Ada Limón’s reading was the most professional and polished reading I have attended so far for this course, and while I enjoyed her performance, I left with more questions than I began the evening with.
Ada’s presentation of her work and her ability to “work the crowd” reflected a strong and practised professionality. Ada is a well known poet and no doubt performs numerous readings so it is no wonder she is comfortable with her banter between poems (even during them!). Her overall presentation was engaging, she spoke with a clear and measured style, and she came across as a very “nice” person, someone who reminds me of that kind aunt whose visits are greatly anticipated.
Yet it was her measured and polished presentation, along with her easy and charming personality which left me confused. Her poems, most of which were from her book Bright Dead Things, did not seem to match up to the kind, funny lady reading comfortably in front of a crowded room where only moments before, in a posh lounge adjoining the hall, a piano player fingered away the sort of classical jazz you would hear in a private country club. Could this be the same poet who lifts up her shirt or squats to pee with a pit bull bitch in a garage? Is this sweet, impeccably (though still casually) dressed lady the sort of person who talks about her “first full-fledged fuck”?
And it was exactly this dissonance between poet and poem which I have been struggling with since I first read the entirety of Bright Dead Things. When I began her book I knew nothing of the poet and assumed she was a white lady from somewhere in California and Kentucky whose interests were fairly typical of the white, middle class experience: pop culture (“a big-voiced singer found dead in her London flat.”), people mowing their lawns, domestic affairs – to be honest I initially assumed this was the sort of poetry for the not-too-bad-off wine drinking ladies, a stereotype for sure, but my honest first impression. There did not seem to be a strong character in the book, and all the poems ended with a strong conclusion as if something had been figured out – as if the purpose of art was solving equations and writing platitudes.

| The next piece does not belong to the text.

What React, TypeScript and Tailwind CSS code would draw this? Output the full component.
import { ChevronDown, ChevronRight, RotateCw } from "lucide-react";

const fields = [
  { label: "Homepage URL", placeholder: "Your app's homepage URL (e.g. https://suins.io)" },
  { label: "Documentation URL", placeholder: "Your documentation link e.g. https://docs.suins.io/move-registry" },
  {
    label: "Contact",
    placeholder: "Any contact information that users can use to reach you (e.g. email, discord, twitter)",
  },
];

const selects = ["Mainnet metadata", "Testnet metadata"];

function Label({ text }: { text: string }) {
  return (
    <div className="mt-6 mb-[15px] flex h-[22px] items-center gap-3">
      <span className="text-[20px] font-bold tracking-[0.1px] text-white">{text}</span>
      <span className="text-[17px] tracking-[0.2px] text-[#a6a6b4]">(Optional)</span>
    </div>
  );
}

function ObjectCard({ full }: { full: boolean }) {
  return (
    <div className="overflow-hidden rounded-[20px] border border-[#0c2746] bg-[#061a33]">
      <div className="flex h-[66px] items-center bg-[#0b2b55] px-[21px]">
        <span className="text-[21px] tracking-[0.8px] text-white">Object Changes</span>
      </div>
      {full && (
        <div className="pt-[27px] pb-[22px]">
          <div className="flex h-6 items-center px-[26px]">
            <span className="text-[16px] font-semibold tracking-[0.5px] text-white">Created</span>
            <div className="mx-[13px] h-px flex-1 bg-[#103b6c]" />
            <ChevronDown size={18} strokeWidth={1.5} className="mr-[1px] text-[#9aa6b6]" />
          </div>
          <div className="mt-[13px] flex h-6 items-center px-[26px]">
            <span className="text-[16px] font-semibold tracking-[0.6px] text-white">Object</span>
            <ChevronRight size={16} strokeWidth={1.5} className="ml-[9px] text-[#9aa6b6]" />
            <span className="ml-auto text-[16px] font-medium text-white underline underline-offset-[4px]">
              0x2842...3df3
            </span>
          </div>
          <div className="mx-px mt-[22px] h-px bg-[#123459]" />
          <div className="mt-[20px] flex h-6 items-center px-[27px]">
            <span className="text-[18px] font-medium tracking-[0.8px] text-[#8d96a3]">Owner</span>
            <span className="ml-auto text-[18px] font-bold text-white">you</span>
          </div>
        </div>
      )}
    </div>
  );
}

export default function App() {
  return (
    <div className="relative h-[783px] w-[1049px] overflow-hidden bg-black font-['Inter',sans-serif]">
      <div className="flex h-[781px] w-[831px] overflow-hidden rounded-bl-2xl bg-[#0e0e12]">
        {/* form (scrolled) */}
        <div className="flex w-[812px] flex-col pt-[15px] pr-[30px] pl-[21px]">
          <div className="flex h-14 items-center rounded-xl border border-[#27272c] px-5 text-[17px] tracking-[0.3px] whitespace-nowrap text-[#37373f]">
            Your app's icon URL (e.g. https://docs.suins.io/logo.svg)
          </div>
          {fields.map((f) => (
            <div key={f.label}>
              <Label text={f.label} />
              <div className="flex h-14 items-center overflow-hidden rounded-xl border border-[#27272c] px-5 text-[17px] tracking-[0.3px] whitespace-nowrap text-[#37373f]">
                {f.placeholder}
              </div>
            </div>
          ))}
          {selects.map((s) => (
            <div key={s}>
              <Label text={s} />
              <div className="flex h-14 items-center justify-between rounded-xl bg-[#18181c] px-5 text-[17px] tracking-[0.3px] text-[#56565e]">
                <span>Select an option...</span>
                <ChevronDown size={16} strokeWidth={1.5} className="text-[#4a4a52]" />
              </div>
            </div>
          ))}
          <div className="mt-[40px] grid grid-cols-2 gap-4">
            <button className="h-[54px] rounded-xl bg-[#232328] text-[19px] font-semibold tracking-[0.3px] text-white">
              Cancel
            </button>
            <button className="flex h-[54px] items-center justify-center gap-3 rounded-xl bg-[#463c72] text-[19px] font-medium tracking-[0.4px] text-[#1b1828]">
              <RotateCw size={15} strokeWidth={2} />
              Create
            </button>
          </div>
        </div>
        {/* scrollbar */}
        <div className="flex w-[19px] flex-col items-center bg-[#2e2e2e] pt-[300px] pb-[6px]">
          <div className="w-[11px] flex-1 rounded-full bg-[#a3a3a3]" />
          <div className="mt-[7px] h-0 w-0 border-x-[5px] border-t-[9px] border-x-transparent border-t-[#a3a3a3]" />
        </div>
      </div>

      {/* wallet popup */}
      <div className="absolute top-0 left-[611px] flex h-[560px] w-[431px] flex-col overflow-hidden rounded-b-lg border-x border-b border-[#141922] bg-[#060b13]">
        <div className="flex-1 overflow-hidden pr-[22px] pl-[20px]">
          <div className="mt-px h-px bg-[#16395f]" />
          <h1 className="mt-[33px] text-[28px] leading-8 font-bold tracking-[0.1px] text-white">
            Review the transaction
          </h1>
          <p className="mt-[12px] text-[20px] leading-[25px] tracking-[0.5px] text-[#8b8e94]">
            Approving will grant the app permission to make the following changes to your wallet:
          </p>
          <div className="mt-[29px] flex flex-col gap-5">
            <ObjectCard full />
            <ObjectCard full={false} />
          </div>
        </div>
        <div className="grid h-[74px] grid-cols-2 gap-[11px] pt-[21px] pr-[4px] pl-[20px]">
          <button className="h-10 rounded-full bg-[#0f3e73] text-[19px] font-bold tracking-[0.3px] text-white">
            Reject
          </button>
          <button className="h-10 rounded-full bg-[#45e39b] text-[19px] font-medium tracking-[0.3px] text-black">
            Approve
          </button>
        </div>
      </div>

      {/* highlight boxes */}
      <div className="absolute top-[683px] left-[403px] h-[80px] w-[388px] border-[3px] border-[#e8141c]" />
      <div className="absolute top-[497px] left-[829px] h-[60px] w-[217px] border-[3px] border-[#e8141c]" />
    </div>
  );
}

Yet the more I thought about this disconnect between poet and book, and reader and poems, the more I came to realize that her very un-remarkability might be at the very core of what she is trying to express. Thinking back to my initial stereotype of whom the poet might be speaks to how easy it is to judge a person, how easy it is to assume that kind aunt of ours only spends all day drinking wine with friends who tip-toe through antique shops before going home at night to a few cats and an herbal tea. How generic I must think the people I’m more closely related to: middle class Americans. How have I had no understanding that these are the same people who fuck and piss like a “hard bitch”, who have fears and worries that, while not as dramatic as a march for civil rights or time spent saving children in Syria, are no less valid.

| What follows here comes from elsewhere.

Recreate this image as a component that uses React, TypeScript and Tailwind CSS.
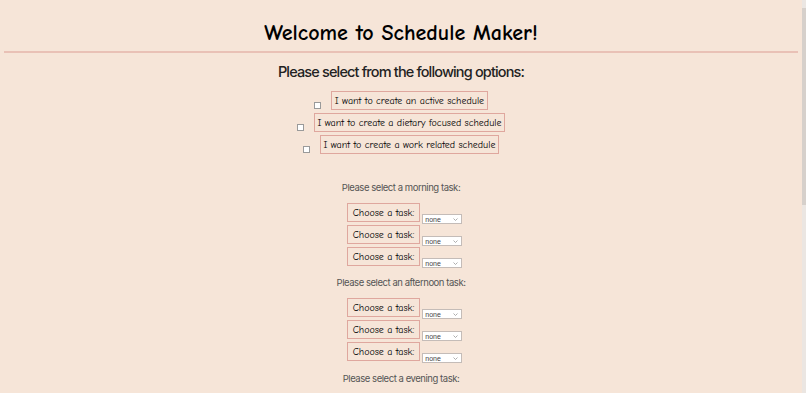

And so while I left Ada’s reading with more questions than I went in with, they are questions of myself, questions about what do I really know about what the people around me are going through, questions about why I want to placing more worth on some extreme display of civic demonstration over the simple life of a kind, well-spoken poet who has lost family members, lives in Kentucky, and simply just wants to live. Does all art, or in fact do all people need to spend all their energy fighting the system, is it not hard enough just to get through our own, simple lives without someone judging us for not doing enough, for not living up to some sort of unrealistic expectation?
I feel I have a lot of soul searching to do, and I am grateful to Ada Limón for reminding me of the struggle and complexity inside even the kindest, and most beautifully average person.